▸ REQUEST
From the entries that follow, list every line in which the string "full" appears.

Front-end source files
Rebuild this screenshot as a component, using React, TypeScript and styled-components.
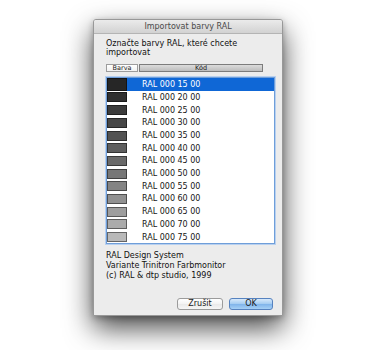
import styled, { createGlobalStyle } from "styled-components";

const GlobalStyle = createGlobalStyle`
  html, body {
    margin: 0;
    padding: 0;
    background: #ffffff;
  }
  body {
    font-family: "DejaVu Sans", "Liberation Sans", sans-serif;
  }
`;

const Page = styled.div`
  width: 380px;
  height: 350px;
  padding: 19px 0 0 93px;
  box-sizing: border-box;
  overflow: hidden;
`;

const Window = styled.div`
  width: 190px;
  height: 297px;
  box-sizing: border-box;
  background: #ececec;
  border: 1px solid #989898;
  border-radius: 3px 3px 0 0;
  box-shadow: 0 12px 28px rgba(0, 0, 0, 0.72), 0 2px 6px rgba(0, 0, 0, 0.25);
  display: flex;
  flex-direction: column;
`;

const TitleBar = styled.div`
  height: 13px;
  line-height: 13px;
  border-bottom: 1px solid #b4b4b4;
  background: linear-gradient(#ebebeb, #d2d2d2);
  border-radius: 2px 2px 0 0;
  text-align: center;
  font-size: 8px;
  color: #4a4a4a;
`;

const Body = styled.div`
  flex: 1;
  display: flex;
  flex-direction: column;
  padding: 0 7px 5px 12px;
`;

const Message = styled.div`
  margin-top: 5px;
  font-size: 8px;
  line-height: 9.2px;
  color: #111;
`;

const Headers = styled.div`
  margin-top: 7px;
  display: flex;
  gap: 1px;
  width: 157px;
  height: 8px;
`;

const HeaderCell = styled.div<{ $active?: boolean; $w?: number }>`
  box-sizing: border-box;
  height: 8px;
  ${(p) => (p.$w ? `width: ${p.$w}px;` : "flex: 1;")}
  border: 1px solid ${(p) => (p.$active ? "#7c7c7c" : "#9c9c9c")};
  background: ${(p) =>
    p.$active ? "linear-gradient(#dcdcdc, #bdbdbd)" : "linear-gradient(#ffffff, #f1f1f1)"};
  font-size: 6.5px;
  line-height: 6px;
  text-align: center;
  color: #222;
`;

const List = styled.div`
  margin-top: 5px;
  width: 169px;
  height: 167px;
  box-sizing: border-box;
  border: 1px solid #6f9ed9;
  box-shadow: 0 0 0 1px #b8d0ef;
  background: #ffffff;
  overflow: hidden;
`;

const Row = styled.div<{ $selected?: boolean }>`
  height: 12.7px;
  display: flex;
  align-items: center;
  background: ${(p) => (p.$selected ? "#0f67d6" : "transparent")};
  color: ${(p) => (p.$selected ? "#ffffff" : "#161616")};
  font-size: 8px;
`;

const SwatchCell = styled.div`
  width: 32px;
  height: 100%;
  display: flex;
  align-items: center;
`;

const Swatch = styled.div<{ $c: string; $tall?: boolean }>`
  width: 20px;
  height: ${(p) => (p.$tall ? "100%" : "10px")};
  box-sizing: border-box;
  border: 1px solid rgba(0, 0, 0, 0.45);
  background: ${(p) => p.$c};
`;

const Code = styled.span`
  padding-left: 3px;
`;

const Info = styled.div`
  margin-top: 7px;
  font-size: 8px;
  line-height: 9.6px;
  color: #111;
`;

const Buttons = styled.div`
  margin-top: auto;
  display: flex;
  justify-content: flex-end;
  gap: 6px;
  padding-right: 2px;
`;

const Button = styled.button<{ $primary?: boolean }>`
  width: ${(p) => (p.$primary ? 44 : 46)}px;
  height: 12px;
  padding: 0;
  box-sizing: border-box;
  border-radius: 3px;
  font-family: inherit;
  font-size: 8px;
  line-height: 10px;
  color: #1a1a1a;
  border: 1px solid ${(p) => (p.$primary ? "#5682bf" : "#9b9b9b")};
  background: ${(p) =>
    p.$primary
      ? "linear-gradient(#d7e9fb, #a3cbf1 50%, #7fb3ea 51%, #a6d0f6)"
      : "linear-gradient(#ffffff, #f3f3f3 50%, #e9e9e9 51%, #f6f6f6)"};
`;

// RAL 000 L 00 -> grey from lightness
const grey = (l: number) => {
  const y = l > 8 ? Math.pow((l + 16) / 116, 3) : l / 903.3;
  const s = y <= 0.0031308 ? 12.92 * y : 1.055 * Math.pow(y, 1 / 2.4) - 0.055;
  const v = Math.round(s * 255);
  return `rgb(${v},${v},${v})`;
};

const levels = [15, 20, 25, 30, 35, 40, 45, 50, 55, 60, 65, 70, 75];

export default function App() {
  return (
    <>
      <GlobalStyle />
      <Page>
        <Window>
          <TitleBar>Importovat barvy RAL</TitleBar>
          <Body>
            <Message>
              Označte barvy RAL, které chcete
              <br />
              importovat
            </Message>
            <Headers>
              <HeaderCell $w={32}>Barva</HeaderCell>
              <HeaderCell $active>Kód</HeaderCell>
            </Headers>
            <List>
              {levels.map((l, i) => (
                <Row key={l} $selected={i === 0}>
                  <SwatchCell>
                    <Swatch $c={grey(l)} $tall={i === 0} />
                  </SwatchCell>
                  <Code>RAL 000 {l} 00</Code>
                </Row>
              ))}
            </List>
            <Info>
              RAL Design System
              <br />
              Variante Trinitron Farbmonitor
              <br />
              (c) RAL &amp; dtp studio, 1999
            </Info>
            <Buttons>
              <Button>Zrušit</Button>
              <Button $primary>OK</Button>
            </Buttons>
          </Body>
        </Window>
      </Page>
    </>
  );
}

* * *

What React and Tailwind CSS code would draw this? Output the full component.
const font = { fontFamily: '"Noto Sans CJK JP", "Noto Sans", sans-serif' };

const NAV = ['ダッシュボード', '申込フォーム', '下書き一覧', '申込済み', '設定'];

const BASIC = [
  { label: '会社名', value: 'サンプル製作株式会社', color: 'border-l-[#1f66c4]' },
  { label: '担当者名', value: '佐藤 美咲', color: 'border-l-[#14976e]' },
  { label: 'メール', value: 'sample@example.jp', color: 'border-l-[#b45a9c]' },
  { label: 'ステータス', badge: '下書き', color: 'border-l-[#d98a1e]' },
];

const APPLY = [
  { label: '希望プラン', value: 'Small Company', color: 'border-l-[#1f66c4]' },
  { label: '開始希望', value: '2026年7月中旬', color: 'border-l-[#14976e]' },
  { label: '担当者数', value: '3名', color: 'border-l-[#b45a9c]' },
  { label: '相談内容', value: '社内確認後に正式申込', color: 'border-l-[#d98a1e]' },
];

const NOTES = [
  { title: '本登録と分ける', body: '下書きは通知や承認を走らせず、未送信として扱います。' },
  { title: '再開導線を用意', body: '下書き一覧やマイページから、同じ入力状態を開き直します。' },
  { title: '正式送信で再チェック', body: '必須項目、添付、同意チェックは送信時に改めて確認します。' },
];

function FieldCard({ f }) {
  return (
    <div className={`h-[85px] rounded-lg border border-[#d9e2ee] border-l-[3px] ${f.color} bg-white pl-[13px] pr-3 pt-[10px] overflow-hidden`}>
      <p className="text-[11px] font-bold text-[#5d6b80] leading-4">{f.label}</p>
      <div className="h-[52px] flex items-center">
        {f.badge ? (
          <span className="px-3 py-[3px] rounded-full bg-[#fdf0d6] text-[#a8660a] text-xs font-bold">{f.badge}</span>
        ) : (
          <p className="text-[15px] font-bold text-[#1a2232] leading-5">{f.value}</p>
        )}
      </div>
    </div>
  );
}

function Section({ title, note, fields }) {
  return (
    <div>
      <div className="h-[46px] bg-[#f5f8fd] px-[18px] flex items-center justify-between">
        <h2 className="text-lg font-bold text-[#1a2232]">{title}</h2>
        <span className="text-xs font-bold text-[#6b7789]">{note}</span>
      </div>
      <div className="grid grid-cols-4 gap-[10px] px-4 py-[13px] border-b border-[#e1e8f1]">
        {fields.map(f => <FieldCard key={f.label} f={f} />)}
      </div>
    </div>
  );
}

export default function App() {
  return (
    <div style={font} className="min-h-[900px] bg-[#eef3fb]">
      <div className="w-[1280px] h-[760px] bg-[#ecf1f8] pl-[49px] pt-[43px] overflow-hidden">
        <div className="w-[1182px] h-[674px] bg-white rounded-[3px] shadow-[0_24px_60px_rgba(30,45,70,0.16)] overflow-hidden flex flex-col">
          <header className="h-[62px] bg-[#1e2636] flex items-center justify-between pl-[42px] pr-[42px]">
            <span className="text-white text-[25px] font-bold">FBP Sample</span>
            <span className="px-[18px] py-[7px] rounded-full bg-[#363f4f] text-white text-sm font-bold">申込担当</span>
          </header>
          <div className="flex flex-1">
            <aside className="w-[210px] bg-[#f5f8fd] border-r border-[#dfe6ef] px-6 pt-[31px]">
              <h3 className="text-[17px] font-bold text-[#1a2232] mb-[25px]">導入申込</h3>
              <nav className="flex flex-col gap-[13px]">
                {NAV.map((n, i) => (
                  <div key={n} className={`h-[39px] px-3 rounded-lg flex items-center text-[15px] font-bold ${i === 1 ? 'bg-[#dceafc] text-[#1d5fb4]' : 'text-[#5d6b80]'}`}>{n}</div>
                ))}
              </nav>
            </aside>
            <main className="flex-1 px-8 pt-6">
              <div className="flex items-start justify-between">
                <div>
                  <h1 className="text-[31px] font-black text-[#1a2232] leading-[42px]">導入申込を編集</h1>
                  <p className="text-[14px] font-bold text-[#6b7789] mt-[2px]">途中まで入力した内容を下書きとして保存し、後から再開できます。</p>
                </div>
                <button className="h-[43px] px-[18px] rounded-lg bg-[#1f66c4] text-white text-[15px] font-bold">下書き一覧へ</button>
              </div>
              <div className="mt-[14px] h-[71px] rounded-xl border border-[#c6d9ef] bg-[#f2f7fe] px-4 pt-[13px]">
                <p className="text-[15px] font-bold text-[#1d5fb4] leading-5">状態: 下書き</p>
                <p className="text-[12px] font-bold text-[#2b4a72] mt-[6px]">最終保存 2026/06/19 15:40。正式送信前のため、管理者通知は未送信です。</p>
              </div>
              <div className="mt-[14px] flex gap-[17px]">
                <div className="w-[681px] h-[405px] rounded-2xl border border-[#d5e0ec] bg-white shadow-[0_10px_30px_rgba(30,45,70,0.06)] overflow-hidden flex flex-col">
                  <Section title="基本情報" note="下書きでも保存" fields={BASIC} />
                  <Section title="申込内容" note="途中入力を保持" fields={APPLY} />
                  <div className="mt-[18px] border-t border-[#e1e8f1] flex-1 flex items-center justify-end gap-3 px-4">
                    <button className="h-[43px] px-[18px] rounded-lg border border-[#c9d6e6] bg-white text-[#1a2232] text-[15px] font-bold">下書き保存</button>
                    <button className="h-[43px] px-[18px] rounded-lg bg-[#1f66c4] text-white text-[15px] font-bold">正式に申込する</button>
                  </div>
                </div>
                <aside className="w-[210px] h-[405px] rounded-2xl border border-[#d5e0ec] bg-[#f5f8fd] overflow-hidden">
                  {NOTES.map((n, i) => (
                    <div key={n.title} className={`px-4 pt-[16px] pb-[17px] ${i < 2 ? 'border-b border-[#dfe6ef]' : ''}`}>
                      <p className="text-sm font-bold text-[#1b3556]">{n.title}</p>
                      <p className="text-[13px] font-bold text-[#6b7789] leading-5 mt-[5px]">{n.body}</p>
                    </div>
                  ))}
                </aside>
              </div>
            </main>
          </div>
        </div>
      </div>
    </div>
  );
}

--

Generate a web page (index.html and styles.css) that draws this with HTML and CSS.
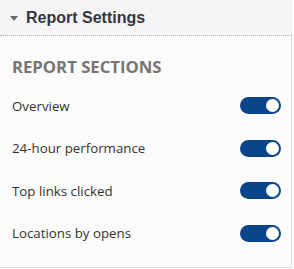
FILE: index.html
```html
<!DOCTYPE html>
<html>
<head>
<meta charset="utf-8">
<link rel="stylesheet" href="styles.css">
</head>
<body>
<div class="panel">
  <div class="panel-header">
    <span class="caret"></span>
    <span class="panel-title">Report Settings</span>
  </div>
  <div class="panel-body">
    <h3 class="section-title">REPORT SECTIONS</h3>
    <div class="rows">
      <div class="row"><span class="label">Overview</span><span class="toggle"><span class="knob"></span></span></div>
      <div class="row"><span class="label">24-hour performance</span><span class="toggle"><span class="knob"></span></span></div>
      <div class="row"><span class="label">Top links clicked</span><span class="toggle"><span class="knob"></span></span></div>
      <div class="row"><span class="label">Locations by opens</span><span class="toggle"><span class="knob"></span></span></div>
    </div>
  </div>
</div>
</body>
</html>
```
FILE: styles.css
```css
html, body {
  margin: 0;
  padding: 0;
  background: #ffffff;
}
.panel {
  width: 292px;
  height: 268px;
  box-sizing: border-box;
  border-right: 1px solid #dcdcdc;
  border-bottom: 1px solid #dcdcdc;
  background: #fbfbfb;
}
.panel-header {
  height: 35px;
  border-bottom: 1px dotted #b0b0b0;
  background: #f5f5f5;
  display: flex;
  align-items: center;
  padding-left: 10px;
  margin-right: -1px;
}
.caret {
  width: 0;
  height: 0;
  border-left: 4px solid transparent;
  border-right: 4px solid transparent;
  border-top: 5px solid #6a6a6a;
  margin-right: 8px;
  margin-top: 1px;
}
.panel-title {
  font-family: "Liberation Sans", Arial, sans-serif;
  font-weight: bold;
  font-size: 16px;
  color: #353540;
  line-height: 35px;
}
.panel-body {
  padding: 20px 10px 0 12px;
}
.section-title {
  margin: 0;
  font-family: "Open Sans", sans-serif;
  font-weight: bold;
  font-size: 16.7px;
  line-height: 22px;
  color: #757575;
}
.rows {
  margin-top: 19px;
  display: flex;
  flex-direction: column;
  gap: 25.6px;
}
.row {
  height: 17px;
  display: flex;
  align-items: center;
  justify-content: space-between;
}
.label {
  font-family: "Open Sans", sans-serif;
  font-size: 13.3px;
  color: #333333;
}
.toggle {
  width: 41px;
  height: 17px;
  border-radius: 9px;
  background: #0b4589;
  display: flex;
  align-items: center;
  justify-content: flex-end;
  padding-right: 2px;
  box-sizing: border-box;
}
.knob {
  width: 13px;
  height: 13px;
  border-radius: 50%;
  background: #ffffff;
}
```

▸ EXERCISE RESPONSE
What React and Tailwind CSS code would draw this? Output the full component.
          <span className="px-3 py-[3px] rounded-full bg-[#fdf0d6] text-[#a8660a] text-xs font-bold">{f.badge}</span>
            <span className="px-[18px] py-[7px] rounded-full bg-[#363f4f] text-white text-sm font-bold">申込担当</span>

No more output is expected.